A new study discovers wetlands provide millions of dollars in ecological services. Photo credit: National Parks Service

Study finds staggering economic benefit from protecting wetlands
A new study from the University of California, San Diego found that the ecological services provided by a square kilometer of coastal wetlands are worth an average of $1.8 million per year. The analysis cross-compared wetland coverage to storm damage in Atlantic and Gulf communities and found that areas with larger wetlands suffered lower property damage costs. This study is further evidence for the importance of protecting natural areas in our watershed.

Efforts underway to identify and control frog-bit in Oakland County
The Oakland County Cooperative Invasive Species Management Areas (CISMA), a partnership of over 40 local organizations and governments, recently received a $205,200 grant from the Michigan Invasive Species Grant Program to conduct frog-bit surveys across the county, including the headwaters of the Huron River. The Oakland County CISMA will work collaboratively with local partners, including the Huron River Watershed Council, to identify and control European frog-bit, an invasive aquatic plant already found in areas of Southeast Michigan.

Michigan likely needs realtor buy-in to pass a septic code
Still the only state in the nation without a statewide septic code, Michigan remains conflicted on the issue. While many local municipalities use point-of-sale inspections to reduce leaky septic systems, some interest groups oppose these programs citing issues with enforcement and real estate transaction delays. HRWC encourages septic system owners to practice routine maintenance and supports statewide regulation on this issue in an effort to limit pollution to waterways and groundwater.

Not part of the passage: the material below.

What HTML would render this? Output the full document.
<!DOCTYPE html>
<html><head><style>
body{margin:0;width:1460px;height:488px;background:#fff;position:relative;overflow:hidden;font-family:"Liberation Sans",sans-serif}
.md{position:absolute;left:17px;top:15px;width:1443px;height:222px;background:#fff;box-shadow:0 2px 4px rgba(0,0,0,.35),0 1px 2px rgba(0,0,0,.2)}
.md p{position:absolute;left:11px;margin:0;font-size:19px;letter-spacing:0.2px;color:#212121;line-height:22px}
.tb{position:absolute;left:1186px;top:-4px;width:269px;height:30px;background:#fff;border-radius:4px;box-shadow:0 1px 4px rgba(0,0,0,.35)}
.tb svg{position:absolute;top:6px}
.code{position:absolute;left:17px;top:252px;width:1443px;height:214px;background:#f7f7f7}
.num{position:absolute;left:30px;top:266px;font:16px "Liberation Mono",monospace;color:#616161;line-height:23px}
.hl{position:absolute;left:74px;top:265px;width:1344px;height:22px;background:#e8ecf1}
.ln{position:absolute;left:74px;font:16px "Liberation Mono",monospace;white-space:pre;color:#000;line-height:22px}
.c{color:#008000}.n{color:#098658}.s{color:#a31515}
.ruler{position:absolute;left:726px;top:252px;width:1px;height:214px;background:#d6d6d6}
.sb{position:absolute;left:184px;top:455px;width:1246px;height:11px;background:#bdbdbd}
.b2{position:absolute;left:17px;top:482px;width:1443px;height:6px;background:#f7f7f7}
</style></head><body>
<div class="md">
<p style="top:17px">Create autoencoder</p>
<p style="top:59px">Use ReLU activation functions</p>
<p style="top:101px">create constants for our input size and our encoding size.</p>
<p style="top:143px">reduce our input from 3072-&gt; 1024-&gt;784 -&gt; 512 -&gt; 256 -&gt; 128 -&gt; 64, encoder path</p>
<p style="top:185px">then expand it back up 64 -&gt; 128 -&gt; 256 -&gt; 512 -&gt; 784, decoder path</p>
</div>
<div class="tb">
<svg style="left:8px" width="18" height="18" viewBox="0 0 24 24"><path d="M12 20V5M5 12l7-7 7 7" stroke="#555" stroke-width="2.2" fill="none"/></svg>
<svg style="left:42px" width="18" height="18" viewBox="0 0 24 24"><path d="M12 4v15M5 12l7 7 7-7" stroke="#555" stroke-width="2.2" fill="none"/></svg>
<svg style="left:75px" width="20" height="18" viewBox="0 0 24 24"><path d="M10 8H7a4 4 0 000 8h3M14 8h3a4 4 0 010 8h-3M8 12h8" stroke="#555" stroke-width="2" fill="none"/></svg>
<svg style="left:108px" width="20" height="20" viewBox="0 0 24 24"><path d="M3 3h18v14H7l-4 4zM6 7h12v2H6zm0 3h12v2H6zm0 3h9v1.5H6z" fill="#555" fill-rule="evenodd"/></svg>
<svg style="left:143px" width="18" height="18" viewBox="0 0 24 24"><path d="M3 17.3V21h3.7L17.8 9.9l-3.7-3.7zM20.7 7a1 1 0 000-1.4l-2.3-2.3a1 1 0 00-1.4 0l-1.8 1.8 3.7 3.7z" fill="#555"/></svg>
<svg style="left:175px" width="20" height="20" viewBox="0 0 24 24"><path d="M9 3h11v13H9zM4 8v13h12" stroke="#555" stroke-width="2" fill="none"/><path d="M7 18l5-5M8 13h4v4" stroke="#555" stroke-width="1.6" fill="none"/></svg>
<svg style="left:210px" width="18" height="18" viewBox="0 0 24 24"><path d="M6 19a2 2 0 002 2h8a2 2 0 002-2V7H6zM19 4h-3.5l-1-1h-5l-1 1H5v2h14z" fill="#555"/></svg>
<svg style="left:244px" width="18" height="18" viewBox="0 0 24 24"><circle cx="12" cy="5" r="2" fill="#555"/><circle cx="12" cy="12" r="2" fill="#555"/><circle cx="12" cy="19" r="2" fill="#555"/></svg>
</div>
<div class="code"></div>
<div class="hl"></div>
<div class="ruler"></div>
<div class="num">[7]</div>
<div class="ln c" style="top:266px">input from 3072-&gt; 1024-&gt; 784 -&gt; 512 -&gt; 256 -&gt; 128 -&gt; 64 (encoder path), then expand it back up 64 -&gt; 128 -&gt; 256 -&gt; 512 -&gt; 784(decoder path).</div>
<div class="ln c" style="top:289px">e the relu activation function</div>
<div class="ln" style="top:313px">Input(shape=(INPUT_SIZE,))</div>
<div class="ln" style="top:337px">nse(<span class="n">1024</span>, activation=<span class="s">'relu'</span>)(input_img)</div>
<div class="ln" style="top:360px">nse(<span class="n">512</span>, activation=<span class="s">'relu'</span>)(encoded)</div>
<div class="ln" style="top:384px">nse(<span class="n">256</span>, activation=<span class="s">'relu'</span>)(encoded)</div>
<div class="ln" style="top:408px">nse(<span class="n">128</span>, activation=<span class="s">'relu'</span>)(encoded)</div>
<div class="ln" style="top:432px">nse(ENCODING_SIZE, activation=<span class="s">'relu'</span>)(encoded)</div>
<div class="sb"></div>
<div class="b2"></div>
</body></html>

Environmental town hall tackles many Downriver issues – McLouth Steel, PFAS and rising water levels
At a late February town hall in Trenton, hosted by U.S. Rep. Debbie Dingell, more than 150 people gathered to express concerns and learn more about a range of environmental issues affecting Downriver residents, such as PFAS, air contamination, and algal blooms. Staff from the State Department of Environment, Great Lakes, and Energy as well as the Environmental Protection Agency answered questions and listened to constituent concerns.

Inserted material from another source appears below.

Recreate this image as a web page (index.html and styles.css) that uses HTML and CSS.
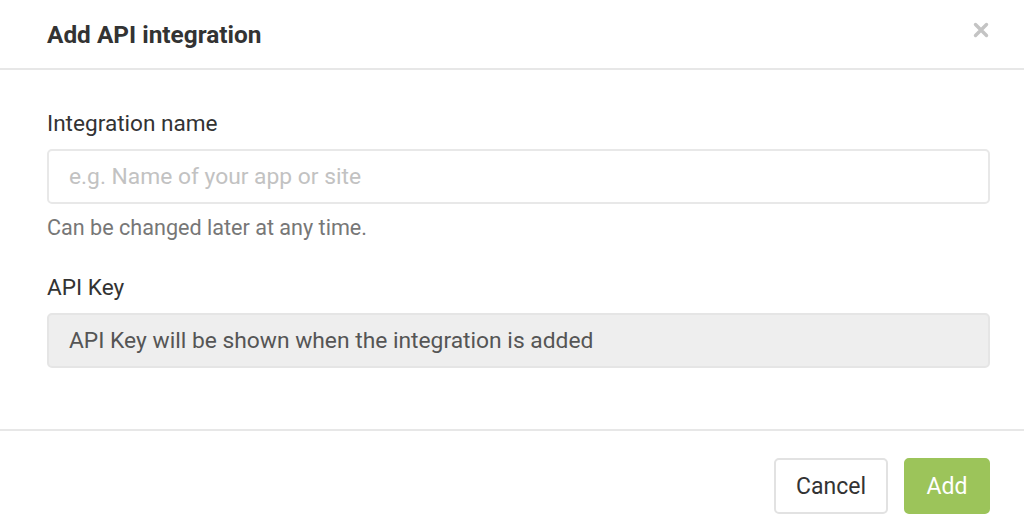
FILE: index.html
```html
<!DOCTYPE html>
<html>
<head>
<meta charset="utf-8">
<link rel="stylesheet" href="styles.css">
</head>
<body>
<div class="modal">
  <div class="modal-header">
    <h1 class="title">Add API integration</h1>
    <button class="close" aria-label="Close">
      <svg width="16" height="16" viewBox="0 0 16 16"><path d="M2.5 2.5 L13.5 13.5 M13.5 2.5 L2.5 13.5" stroke="#c4c4c4" stroke-width="3.4" stroke-linecap="round"/></svg>
    </button>
  </div>
  <div class="modal-body">
    <div class="field">
      <label class="label">Integration name</label>
      <input class="input" type="text" placeholder="e.g. Name of your app or site">
      <div class="help">Can be changed later at any time.</div>
    </div>
    <div class="field">
      <label class="label">API Key</label>
      <div class="readonly">API Key will be shown when the integration is added</div>
    </div>
  </div>
  <div class="modal-footer">
    <button class="btn btn-default">Cancel</button>
    <button class="btn btn-primary">Add</button>
  </div>
</div>
</body>
</html>
```
FILE: styles.css
```css
html, body {
  margin: 0;
  padding: 0;
  background: #fff;
}
body {
  font-family: Roboto, "Liberation Sans", sans-serif;
  color: #333;
}
.modal {
  width: 1024px;
  height: 528px;
  display: flex;
  flex-direction: column;
}
.modal-header {
  height: 70px;
  box-sizing: border-box;
  border-bottom: 2px solid #e7e7e7;
  display: flex;
  align-items: center;
  justify-content: space-between;
  padding: 2px 35px 0 47px;
}
.title {
  margin: 0;
  font-size: 24.4px;
  font-weight: 700;
  color: #333;
  line-height: 1;
}
.close {
  border: 0;
  background: none;
  padding: 0;
  margin: 0 0 10px 0;
  width: 16px;
  height: 16px;
  display: flex;
}
.modal-body {
  padding: 41px 34px 0 47px;
  height: 361px;
  box-sizing: border-box;
  border-bottom: 2px solid #e7e7e7;
}
.field {
  display: flex;
  flex-direction: column;
}
.field + .field {
  margin-top: 35px;
}
.label {
  font-size: 22.6px;
  line-height: 26px;
  color: #333;
  margin-bottom: 12px;
}
.input {
  height: 55px;
  box-sizing: border-box;
  border: 2px solid #e8e8e8;
  border-radius: 5px;
  padding: 0 20px;
  font-family: inherit;
  font-size: 22.8px;
  color: #333;
  outline: none;
}
.input::placeholder {
  color: #c2c2c2;
}
.help {
  margin-top: 12px;
  font-size: 21.6px;
  line-height: 24px;
  color: #777;
}
.readonly {
  height: 55px;
  box-sizing: border-box;
  border: 2px solid #e5e5e5;
  border-radius: 5px;
  background: #eeeeee;
  padding: 0 20px;
  display: flex;
  align-items: center;
  font-size: 22.8px;
  color: #555;
}
.modal-footer {
  flex: 1;
  display: flex;
  justify-content: flex-end;
  align-items: flex-start;
  gap: 16px;
  padding: 27px 34px 0 47px;
}
.btn {
  height: 56px;
  box-sizing: border-box;
  border-radius: 5px;
  font-family: inherit;
  font-size: 23px;
  padding: 0;
  cursor: pointer;
}
.btn-default {
  background: #fff;
  border: 2px solid #e2e2e2;
  color: #333;
  width: 114px;
}
.btn-primary {
  background: #9cc45a;
  border: 2px solid #9cc45a;
  color: #fff;
  width: 86px;
}
```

Ann Arbor finally kicks off pedestrian stormwater tunnels at railroad tracks
The City of Ann Arbor broke ground on its multi-faceted Allen Creek Railroad Berm project in mid-February. The project will reduce floodwater contamination to the Huron River near Argo Pond and provide a tunnel for pedestrians to safely navigate the area near Depot Street and the river. The project is set to be completed in late September.